The Essence engine has always been capable of levels of detail that other RTS games don't have, or can't be bothered with. CoH: ToV brings a few subtle graphical enhancements and a few fixes along with it, since Relic are committed to supporting the games they develop even with expansions, just look at Dawn of War: Winter Assault and Dark Crusade for that and to a lesser extent, Soulstorm. Largely it remains unchanged and still delivers the same great graphical atmosphere and punch that Company of Heroes delivered.
Having far more detail in the animations than is needed in an RTS CoH: ToV stands heads and shoulders above the others. You only have to look at the way the soldiers move through enemy territory, take cover, fight and die to realise that this is how RTS should have been done prior to Dawn of War II. The animations are superb and they are largely unchanged from the previous game and expansion.
Having Havok powering your physics means that you can do a great deal with destruction. Company of Heroes:ToV accomplishes some gratifying destruction physics and allows you to decimate buildings, blow or smash through walls with a truck or tank and basically deforms the battlefield as the war rages on. Again it is largely unchanged from the previous game and expansion, tweaked a little for Tales of Valor and still as effective as ever for providing a new layer of tactical choice.
Vanilla CoH AI does what it says on the tin, it provides a decent challenge and with an active modding community over at the Relic Forums you can find mods that change the AI around and create an even more challenging game. Squads react with varying degrees of intelligence based on their role, moving through enemy territory with a slow pace, searching and being alert. They change their behaviour in allied territory and move quicker, more relaxed and cocksure. In unoccupied neutral zones they shift into a wary but less alert stance.
They can take cover, return fire and use various tactics to battle the enemy. Their avoidance AI will make them attempt to get away from grenades and other dangers.
The sound design for the Company of Heroes series is solid, great spot effects and various special effects provide a suitable audio backdrop to the war effort. When things really heat up there's artillery blowing the hell out of your enemies, tank shells pinging off armour and the staccato rattle of tommy gun and machine gun fire mixed with the shouts and screams of battle.

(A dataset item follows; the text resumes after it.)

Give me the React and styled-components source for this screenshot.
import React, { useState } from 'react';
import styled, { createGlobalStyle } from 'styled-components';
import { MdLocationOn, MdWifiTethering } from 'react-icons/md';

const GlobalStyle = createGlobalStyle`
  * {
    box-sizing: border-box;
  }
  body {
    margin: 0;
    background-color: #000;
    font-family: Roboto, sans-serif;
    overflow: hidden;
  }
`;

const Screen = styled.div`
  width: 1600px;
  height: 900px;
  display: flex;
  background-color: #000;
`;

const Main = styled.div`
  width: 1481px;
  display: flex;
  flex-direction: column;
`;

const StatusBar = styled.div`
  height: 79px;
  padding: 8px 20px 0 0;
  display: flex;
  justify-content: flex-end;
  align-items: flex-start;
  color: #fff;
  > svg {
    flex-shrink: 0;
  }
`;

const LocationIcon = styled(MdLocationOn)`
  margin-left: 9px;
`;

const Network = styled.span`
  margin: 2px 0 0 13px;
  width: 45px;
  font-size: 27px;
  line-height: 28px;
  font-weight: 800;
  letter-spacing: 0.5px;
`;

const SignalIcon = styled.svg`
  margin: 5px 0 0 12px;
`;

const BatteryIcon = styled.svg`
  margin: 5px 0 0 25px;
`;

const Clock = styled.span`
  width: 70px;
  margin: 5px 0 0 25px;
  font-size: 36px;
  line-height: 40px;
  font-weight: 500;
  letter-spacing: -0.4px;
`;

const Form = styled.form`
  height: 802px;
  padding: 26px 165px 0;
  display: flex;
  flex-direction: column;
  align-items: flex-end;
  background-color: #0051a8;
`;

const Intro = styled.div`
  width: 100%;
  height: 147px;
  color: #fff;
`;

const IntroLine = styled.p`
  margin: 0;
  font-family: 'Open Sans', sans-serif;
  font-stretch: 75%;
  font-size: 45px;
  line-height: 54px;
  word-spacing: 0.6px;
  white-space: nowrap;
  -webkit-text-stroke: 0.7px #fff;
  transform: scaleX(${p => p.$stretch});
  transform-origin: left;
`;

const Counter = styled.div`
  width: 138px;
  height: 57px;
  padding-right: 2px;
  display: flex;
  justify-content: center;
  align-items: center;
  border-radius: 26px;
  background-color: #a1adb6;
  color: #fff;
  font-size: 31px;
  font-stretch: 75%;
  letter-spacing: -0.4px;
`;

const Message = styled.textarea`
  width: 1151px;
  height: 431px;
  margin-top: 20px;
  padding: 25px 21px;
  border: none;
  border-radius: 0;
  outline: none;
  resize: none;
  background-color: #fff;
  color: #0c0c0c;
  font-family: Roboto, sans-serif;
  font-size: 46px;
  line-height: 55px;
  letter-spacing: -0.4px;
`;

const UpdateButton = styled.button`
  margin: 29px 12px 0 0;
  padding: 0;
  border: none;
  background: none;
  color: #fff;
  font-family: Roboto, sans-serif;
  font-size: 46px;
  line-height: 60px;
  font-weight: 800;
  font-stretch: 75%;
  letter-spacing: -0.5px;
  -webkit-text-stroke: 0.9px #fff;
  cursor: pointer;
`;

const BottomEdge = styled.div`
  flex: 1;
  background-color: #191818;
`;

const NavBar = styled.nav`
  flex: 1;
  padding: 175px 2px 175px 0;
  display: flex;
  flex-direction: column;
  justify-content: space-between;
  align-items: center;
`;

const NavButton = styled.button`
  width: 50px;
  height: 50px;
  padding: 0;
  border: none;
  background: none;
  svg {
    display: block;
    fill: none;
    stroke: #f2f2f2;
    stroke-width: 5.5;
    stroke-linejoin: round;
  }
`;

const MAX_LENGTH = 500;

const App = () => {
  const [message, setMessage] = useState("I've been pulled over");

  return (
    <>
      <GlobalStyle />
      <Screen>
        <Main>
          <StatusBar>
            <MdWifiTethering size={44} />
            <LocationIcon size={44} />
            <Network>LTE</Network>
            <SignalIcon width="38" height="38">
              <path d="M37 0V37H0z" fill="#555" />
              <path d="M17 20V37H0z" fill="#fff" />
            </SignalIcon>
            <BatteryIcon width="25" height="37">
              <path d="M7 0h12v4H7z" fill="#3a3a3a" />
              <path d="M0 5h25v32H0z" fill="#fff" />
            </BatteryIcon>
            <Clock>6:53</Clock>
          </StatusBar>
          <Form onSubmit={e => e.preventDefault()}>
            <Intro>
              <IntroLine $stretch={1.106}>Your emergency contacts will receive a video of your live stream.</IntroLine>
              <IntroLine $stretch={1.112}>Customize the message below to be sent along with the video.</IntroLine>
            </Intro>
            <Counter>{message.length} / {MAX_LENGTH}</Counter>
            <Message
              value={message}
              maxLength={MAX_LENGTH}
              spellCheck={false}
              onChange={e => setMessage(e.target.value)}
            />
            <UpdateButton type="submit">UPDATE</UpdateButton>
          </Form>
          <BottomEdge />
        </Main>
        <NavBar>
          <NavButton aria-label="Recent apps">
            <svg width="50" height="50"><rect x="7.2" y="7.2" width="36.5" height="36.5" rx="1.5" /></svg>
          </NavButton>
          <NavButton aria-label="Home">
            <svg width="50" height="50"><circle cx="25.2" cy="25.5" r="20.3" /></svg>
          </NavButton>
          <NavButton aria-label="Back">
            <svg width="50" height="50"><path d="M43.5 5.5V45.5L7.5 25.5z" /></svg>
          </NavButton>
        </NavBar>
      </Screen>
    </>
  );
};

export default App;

It's epic, it's stirring and it's the perfect accompaniment to the battles that rage on. CoH always has brilliant music and THQ needs to release all three soundtracks.
Voice and Dialogue
One of the treats of playing the game is listening to all the spot voices, each soldier has something to say and will often call out as a squad moves through various zones. If they're left idle they'll make wise-cracks and tell old war stories. It's this level of detail that really elevates the series above the rest of the RTS's out there. The dialogue is written extremely well and the script is gritty and no-nonsense through the new campaigns as well.
In addition to the Annhilation and Victory Point forms of Gameplay there are now three more modes to enjoy. Operations as they are called form the basis of the Tales of Valor multiplayer experience.

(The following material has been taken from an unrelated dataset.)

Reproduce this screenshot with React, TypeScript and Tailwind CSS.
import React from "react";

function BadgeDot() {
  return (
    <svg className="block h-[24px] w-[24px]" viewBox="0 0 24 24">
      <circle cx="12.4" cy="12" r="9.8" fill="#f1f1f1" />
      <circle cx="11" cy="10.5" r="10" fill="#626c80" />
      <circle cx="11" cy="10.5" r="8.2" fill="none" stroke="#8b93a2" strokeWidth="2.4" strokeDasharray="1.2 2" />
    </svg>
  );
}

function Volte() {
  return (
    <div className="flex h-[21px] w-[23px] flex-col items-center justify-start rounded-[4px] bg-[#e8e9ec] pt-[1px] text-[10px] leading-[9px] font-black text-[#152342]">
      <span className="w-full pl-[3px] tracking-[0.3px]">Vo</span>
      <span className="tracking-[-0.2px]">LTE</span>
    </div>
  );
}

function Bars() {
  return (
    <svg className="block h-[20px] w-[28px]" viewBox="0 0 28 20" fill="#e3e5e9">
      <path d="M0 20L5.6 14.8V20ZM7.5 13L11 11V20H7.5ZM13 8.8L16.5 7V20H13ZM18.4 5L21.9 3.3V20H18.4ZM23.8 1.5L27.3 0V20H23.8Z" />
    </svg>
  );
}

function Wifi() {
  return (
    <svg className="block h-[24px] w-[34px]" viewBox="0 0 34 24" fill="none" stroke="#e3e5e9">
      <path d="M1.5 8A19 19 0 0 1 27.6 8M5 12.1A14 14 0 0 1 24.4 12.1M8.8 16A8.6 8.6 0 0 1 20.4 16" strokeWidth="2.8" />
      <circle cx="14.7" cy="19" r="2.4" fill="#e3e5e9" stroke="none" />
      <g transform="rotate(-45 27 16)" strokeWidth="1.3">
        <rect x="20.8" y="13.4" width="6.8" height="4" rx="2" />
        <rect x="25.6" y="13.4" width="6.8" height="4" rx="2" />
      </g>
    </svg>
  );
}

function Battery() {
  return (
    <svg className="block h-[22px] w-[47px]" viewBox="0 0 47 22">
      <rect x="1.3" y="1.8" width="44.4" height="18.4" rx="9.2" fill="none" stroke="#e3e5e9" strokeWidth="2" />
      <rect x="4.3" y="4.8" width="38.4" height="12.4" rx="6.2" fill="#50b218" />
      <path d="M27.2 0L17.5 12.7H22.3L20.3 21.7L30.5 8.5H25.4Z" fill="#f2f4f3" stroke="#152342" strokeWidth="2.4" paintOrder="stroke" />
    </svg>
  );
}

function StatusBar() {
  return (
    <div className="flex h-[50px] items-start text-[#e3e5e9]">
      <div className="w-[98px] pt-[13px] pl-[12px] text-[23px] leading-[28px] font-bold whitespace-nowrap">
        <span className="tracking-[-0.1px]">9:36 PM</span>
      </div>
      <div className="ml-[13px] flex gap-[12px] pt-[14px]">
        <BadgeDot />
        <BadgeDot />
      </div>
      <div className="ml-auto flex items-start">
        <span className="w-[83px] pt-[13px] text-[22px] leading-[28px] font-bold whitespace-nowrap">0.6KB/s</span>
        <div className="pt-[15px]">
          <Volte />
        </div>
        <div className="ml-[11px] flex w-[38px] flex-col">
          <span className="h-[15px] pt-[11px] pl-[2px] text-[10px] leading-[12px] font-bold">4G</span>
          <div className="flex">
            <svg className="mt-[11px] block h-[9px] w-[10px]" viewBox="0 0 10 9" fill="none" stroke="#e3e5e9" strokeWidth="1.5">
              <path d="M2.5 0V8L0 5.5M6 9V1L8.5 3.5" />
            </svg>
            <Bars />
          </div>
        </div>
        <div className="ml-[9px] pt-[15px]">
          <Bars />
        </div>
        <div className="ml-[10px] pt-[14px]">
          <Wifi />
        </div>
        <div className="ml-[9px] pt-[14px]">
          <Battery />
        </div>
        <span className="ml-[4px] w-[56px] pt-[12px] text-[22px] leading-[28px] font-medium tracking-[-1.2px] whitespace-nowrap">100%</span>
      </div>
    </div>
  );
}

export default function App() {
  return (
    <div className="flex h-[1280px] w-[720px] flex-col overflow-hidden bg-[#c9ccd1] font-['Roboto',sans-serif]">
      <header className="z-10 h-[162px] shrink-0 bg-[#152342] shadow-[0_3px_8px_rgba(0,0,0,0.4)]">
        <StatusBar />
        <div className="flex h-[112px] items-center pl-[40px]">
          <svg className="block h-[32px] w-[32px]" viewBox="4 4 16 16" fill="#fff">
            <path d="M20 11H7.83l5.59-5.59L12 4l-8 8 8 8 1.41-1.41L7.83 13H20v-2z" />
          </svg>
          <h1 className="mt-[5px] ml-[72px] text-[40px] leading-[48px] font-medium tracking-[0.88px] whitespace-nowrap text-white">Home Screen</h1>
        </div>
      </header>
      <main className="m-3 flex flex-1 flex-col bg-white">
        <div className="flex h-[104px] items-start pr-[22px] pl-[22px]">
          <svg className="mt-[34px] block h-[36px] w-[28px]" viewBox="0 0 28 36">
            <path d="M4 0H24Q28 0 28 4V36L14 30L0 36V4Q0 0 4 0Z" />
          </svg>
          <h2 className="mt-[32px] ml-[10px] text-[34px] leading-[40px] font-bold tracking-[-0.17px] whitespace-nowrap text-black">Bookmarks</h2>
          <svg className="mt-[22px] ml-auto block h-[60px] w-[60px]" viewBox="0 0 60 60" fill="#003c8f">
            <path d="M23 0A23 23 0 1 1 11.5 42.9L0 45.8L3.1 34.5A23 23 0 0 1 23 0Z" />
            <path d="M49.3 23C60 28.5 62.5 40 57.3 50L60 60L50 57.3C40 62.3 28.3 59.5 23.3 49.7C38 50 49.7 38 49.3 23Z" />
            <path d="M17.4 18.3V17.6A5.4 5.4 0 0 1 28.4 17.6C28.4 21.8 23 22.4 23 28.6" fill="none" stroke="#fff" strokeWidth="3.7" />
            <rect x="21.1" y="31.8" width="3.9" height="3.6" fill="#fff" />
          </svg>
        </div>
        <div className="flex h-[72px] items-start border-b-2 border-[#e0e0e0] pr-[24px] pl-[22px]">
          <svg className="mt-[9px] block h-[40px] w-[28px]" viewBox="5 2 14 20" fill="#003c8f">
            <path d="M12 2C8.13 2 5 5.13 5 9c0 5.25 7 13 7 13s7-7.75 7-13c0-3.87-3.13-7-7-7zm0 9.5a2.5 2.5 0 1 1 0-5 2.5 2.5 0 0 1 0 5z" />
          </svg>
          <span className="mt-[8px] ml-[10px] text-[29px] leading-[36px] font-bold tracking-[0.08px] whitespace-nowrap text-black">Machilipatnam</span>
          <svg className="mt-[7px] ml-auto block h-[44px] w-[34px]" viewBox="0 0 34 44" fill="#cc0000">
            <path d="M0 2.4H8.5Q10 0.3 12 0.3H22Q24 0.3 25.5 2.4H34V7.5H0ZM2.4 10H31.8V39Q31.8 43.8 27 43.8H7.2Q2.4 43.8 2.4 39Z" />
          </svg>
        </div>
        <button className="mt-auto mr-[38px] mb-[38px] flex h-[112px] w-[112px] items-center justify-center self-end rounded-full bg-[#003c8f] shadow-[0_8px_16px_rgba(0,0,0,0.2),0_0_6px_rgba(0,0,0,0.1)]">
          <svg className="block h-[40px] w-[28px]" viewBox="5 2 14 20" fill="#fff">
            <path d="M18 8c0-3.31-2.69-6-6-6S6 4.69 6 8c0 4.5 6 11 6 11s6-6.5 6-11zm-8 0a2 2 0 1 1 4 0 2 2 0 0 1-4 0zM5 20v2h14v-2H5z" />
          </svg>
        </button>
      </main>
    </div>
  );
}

Assault: Two bases attempt to battle it out with waves of AI controlled soldiers; you can spawn a single hero and using xp gained in battle help to turn the tide. To gain control of the battlefield you must destroy the enemy machine gun nests and eliminate their respawn bunkers until you finally get a crack at their main HQ.
Operation Stonewall: You're dug in and there are waves of enemy soldiers converging on your location. Defend key points and assure victory by deploying squads and reinforcements against waves and waves of deadly foes.
Panzerkrieg: A tank battle with direct control, fight for dominance against squads of AI soldiers and human opponents and may the best tank win.
With the inclusion of these three new mp modes ToV provides an excellent addition to the series that continues to grow stronger and stronger. Relic has proven that you don't just have to throw in a couple of new maps and a few new units to make a great game and this comes highly recommended as an addition to your Company of Heroes and Opposing Fronts.
It also installs over Company of Heroes/Opposing Fronts if you own those and doesn't require them to play. I would recommend owning all three however since the experience is much richer when you can play with all the units, campaigns and squads.
As a stand alone game it's not quite as impressive as either CoH or OF however.